The question was asked by Kyle Halle-Erby to a group of Span students at City College of San Francisco (CCSF) in the Latino Services Network (LSN) conference room. It was a weekly Monday Span meeting of a dozen students that had graduated from San Francisco International High School (SFIHS) and are now attending college. Halle-Erby is the Span Program Director at SFIHS.
The student’s answers generally had one theme – getting used to fitting a college schedule into a life filled with work, family and friends.
“I’m not so lost this semester,” said Talley who graduated from SFIHS in 2016. “I need to work, and that’s a challenge, but I go to school and chill with my friends too. I’ve gotten used to things now.”
Span is part of SFIHS’s ACE Learning Center that supports high-risk graduates through their first year of college. It is designed to support students through the unique academic, administrative and cultural challenges they face as newcomer immigrants, English learners and first-generation college students on a university campus. The weekly college campus meetings provide advocacy, academic counseling and leadership development for high school graduates enrolled in college.
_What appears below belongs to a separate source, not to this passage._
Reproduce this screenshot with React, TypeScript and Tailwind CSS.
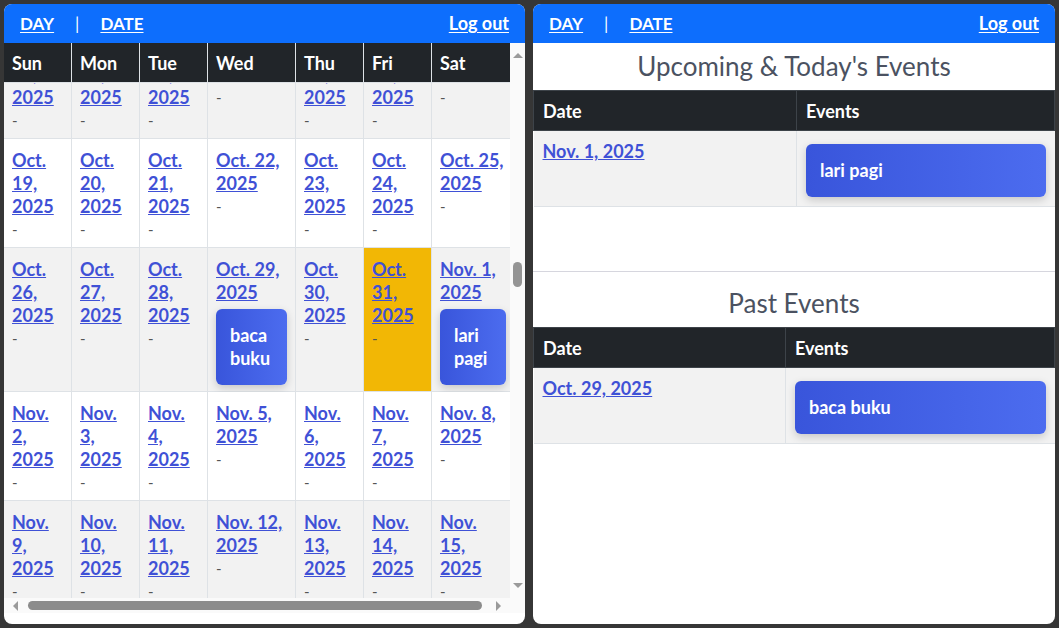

The major part of the Span meeting was information on applying for scholarships, specifically the Mosaic Scholars Program. This is a $1,000 award paid over two semesters for books, supplies, transportation, childcare and other college-related necessities.
Applying for scholarships is never easy, and I wish I had been given the advice that Anastasia Fiandaca, LSN Counselor, gave to the Span students when I was applying for scholarships. The tips offered were on a flurry of green, yellow, blue and white papers. The discussion included meeting deadlines, following rules, tips on writing the personal statement or essay that is required for most scholarships, along with secrets and tips for getting a great letter of recommendation. Plus a scholarship vocabulary list so applicants can keep up with the discussion.
The advice started with some basics. “Applications are not text messages,” said Fiandaca. “You need to capitalize names, cities, streets, etc. Use blue or black ink, not pencil, and write neatly.”
One of the most important things discussed was how to make a plan to complete the application and turn it in on time. List all the parts that must be completed, make a specific plan for when to work on it, plus plan what is specifically going to be done during the hours allotted. For some people, this is easy. But for students who work, take care of siblings, do home chores, need some time with friends, plus go to school, do the homework and maintain a good GPA, making a plan to complete an application can seem overwhelming.
“Allow a certain number of hours each day, but if you know Wednesday is full with your other responsibilities, then add extra time to Tuesday or Thursday,” said Fiandaca. “Just make sure you make a plan for what you are going to do.”
There was also discussion about the unknowns. What if you really don’t know what your planned major or field of study will be? Fiandaca suggested listing several answers, which will show that the applicant is giving it strong thought.
Another typical question on scholarship applications is to list volunteer or community work. But what if a student is so busy working, dealing with family responsibilities, and going to college that there is little time for volunteer work?
“It’s okay to list that you have a job and doing things to take care of your family,” said Fiandaca. “Just don’t make yourself look like you are lazy.”
The advice for writing the personal statement was a combination of following formatting and length rules, plus giving a true picture of yourself as a person who needs some financial help.
“The organizations that offer scholarships want to see that you work hard, pass your classes, get up and go to work each day and help with your family,” said Fiandaca. “They want to see that the help they offer can help you achieve all that.”
Sai is a SFIHS graduate (’15) interested in applying for the scholarship. His plan is to earn the Culinary Arts and Management degree at CCSF.
“I want to do Indian fusion food and open a restaurant one day,” he said.
Talley wants to major in criminal justice, which will eventually require a transfer to San Francisco State University.
“I was touring a morgue in Mexico City and snuck into the room where they were doing forensics on a body,” he said. “That’s when I decided I wanted to to this. What an adventure.”
And with that, Talley, Sai and the other students were off to class.